> **THE PROBLEM**
Using the listing below, copy every line that mentions "screenshot".

> **PROVIDED DATA**
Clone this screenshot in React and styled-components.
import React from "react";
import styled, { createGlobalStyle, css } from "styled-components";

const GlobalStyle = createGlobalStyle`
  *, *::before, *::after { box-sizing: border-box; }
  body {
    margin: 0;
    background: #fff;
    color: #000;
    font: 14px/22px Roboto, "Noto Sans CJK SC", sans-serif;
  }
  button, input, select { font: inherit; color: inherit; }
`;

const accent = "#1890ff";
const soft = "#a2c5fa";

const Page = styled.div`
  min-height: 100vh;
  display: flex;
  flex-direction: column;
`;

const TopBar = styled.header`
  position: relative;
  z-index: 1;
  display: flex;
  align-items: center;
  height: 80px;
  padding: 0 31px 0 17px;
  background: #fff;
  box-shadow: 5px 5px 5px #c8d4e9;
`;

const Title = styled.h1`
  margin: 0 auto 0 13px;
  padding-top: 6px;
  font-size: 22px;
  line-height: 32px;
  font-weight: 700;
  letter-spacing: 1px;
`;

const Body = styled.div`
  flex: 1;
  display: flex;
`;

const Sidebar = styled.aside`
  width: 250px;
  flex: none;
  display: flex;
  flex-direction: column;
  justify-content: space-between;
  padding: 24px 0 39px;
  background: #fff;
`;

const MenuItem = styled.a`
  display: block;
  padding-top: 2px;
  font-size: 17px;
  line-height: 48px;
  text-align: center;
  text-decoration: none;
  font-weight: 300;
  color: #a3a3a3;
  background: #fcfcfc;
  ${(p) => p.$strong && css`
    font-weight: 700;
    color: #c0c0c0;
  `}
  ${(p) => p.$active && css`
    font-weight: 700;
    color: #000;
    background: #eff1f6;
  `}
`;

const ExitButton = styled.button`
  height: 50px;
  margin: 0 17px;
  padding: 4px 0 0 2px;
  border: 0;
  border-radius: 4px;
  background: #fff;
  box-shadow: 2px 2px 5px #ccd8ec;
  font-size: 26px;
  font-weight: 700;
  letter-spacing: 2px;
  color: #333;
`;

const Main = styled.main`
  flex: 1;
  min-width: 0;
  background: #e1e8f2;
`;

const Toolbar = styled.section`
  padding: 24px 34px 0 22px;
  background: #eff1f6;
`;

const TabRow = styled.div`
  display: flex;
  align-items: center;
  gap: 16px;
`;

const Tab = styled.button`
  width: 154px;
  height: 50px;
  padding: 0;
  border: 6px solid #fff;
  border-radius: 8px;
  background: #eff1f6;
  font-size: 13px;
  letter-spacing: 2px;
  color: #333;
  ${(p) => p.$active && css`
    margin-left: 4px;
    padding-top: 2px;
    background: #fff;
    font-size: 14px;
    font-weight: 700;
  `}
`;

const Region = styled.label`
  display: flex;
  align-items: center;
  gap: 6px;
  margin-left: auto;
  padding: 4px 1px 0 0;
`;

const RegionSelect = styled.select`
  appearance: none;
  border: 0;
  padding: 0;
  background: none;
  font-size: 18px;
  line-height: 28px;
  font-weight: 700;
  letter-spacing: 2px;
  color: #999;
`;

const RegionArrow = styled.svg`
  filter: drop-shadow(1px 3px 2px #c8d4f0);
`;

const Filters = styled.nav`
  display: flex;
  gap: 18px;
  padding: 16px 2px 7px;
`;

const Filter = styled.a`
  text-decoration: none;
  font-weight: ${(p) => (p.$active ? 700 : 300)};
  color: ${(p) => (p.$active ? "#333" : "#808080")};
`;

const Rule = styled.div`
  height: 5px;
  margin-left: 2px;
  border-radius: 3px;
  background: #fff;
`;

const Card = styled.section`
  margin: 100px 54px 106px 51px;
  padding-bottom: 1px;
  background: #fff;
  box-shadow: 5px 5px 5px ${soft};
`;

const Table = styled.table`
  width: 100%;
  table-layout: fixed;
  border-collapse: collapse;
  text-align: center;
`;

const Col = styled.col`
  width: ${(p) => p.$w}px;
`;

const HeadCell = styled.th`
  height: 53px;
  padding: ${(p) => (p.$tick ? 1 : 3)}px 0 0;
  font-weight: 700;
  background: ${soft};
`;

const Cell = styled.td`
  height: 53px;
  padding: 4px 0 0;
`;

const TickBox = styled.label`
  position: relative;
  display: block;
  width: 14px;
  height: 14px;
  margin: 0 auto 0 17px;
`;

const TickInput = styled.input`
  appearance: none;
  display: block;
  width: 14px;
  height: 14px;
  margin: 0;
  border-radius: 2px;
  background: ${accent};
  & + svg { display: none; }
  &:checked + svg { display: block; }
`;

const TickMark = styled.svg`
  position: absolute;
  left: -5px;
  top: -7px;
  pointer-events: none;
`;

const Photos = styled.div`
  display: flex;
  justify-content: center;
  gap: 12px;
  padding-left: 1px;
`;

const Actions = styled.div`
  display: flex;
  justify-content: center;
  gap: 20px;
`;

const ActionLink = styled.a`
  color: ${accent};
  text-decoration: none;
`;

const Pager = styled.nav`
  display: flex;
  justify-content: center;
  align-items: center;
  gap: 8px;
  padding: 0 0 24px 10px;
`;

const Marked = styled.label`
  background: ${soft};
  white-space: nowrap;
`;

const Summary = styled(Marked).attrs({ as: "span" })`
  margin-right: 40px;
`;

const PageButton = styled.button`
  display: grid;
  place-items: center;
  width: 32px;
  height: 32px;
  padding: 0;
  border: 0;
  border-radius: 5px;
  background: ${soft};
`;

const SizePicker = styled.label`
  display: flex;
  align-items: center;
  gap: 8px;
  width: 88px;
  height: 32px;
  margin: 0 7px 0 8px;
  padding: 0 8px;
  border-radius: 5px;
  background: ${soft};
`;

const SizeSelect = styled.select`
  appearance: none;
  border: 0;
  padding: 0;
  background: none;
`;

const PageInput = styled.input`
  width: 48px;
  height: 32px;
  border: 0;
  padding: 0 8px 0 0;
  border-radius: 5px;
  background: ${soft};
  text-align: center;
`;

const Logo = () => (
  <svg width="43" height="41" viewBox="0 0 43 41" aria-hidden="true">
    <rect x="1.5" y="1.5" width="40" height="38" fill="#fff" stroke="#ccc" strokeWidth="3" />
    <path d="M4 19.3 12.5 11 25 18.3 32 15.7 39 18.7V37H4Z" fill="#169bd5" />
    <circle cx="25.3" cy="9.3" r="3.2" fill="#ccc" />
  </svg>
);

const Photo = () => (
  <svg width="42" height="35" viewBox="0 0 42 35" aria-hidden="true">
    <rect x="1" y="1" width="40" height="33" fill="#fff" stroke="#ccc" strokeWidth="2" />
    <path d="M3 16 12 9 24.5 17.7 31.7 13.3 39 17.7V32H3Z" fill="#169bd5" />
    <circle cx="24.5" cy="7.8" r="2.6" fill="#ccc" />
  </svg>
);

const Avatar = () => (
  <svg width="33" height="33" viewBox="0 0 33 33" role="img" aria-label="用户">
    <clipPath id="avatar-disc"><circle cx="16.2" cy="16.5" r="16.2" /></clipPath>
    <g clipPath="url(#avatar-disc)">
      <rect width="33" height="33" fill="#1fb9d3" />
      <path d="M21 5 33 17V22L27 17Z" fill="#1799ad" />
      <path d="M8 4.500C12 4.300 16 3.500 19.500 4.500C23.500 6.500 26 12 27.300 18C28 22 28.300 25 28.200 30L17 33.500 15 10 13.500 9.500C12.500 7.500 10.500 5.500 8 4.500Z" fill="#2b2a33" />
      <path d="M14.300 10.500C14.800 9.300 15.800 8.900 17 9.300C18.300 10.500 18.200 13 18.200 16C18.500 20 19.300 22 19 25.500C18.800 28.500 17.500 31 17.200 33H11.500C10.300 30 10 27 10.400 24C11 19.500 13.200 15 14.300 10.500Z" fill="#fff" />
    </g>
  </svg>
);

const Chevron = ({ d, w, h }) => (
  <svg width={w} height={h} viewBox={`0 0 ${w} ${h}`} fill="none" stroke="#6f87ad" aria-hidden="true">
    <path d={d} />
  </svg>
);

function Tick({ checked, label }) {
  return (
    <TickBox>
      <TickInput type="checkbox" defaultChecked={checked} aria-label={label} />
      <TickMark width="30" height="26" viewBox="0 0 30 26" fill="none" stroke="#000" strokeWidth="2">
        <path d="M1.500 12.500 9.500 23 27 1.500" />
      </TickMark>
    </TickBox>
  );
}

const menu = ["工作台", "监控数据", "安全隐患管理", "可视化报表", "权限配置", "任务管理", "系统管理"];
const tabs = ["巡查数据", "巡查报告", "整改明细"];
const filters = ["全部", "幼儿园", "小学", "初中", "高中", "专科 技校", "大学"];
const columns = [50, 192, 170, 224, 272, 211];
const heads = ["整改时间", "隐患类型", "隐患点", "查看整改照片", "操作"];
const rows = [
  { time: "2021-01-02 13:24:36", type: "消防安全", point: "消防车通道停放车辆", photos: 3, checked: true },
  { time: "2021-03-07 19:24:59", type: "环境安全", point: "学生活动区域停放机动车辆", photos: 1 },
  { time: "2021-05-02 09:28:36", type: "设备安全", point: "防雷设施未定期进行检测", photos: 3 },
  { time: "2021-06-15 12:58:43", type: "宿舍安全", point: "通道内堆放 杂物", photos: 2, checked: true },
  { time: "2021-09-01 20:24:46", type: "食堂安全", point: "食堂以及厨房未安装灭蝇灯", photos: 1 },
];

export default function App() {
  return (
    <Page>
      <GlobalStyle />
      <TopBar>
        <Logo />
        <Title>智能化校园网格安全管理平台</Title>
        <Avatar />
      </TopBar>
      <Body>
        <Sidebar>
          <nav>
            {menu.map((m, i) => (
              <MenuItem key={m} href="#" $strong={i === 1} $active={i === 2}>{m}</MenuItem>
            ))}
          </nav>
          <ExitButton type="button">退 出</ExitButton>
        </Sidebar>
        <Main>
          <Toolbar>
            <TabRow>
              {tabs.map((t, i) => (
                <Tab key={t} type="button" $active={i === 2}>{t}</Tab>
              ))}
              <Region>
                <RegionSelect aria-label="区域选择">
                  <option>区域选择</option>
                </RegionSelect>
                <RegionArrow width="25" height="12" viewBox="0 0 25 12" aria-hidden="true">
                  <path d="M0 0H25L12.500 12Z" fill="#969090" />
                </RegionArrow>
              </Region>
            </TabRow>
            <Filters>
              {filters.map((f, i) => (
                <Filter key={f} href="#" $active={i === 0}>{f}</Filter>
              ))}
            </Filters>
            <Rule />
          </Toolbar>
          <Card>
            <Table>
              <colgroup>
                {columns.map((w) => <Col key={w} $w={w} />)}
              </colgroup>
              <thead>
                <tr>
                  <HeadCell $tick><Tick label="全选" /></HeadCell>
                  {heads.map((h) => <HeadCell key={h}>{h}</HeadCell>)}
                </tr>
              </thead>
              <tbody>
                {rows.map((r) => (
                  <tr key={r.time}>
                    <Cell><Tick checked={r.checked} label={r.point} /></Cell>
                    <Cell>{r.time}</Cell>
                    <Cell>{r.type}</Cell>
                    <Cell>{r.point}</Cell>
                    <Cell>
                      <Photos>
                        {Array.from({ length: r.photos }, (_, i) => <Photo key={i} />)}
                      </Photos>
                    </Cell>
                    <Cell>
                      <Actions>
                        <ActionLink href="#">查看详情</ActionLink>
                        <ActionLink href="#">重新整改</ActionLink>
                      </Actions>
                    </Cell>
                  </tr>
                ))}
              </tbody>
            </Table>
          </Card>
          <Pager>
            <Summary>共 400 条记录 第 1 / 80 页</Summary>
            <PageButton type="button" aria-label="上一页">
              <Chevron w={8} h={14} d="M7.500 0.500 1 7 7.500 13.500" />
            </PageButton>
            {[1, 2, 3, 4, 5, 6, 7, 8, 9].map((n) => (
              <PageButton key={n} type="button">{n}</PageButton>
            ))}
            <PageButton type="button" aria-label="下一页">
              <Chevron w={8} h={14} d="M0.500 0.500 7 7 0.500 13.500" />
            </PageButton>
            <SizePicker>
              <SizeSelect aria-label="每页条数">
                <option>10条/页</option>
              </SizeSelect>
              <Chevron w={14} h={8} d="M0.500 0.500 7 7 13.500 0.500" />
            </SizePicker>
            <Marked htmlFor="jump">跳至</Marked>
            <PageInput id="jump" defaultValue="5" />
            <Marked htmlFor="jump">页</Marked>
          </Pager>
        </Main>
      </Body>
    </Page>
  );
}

---

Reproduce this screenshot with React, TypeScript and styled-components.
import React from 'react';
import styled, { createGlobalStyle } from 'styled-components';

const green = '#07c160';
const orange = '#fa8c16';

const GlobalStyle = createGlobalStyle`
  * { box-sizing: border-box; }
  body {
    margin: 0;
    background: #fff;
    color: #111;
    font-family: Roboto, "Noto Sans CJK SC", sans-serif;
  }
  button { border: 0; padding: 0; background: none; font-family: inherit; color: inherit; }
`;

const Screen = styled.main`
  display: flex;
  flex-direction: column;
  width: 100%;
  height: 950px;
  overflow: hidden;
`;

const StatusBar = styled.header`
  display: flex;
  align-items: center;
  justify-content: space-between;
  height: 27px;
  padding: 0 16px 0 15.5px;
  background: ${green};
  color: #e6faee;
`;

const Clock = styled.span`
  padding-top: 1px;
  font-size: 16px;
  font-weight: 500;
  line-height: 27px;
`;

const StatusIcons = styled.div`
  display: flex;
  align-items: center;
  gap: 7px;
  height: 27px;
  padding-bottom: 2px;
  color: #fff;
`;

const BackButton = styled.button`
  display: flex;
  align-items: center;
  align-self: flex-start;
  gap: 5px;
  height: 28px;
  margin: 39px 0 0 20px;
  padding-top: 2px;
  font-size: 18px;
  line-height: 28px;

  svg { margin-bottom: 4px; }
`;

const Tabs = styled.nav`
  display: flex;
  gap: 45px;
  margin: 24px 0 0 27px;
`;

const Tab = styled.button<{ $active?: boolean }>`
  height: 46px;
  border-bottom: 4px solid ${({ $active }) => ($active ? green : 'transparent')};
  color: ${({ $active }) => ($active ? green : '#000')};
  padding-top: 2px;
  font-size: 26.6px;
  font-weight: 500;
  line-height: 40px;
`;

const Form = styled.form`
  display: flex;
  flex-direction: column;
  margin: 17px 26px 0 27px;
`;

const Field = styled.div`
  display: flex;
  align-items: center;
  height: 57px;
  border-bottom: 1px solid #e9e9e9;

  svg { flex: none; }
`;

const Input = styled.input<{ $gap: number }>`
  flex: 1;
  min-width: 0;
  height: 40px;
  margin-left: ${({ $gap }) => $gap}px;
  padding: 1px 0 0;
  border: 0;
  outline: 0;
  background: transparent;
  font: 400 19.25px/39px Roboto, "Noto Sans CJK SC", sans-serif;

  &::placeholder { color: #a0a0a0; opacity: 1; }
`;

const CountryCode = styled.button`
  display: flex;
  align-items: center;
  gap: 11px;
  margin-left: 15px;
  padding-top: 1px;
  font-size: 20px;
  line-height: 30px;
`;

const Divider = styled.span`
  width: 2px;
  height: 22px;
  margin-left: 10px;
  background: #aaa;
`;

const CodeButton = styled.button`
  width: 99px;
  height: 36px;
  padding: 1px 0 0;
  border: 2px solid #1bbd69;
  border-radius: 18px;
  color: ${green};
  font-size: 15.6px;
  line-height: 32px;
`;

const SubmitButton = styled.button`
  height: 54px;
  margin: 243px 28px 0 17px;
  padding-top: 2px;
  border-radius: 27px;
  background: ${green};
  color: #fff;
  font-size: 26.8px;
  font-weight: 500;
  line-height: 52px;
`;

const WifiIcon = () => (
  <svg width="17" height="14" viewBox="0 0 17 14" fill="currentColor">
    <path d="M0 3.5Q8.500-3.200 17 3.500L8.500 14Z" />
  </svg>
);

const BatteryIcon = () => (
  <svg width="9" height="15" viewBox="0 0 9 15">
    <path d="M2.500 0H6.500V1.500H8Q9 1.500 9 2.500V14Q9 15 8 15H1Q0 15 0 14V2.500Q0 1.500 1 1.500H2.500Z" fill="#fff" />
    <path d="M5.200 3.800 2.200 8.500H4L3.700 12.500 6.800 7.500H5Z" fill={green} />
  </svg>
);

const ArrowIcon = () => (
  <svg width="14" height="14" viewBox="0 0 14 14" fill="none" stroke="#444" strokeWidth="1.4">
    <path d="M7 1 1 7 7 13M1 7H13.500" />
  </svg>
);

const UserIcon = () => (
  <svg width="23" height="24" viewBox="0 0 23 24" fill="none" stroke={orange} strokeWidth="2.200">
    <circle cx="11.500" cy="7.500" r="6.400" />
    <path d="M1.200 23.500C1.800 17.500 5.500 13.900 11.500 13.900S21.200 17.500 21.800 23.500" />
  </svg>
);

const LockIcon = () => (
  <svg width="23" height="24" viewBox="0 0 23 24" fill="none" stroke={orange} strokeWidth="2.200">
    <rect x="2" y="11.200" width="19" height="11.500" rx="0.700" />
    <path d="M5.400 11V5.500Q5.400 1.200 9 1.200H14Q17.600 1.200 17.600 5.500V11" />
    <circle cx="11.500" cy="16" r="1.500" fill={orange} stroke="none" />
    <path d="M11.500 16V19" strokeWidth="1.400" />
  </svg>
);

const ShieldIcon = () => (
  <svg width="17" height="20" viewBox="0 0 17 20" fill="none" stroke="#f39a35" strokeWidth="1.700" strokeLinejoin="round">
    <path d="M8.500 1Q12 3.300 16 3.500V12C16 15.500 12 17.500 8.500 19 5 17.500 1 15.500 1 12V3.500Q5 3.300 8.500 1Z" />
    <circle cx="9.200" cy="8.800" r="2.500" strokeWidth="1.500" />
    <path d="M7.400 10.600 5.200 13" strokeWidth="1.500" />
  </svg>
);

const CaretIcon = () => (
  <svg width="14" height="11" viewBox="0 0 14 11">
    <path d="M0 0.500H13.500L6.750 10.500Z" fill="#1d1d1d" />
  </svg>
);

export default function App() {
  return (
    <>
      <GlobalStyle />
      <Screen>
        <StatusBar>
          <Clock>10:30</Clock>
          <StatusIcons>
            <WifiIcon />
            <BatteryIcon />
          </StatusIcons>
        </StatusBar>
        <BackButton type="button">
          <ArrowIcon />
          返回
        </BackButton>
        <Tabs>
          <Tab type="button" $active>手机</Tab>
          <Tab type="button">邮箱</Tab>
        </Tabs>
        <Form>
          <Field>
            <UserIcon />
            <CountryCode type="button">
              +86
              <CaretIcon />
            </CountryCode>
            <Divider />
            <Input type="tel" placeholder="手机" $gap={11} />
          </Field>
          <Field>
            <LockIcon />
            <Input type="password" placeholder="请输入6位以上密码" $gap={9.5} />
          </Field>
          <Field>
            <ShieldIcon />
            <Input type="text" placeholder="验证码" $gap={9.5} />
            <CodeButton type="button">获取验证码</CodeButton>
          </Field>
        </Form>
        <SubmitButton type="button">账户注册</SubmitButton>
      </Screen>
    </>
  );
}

> **CORRECT RESULT**
Clone this screenshot in React and styled-components.
Reproduce this screenshot with React, TypeScript and styled-components.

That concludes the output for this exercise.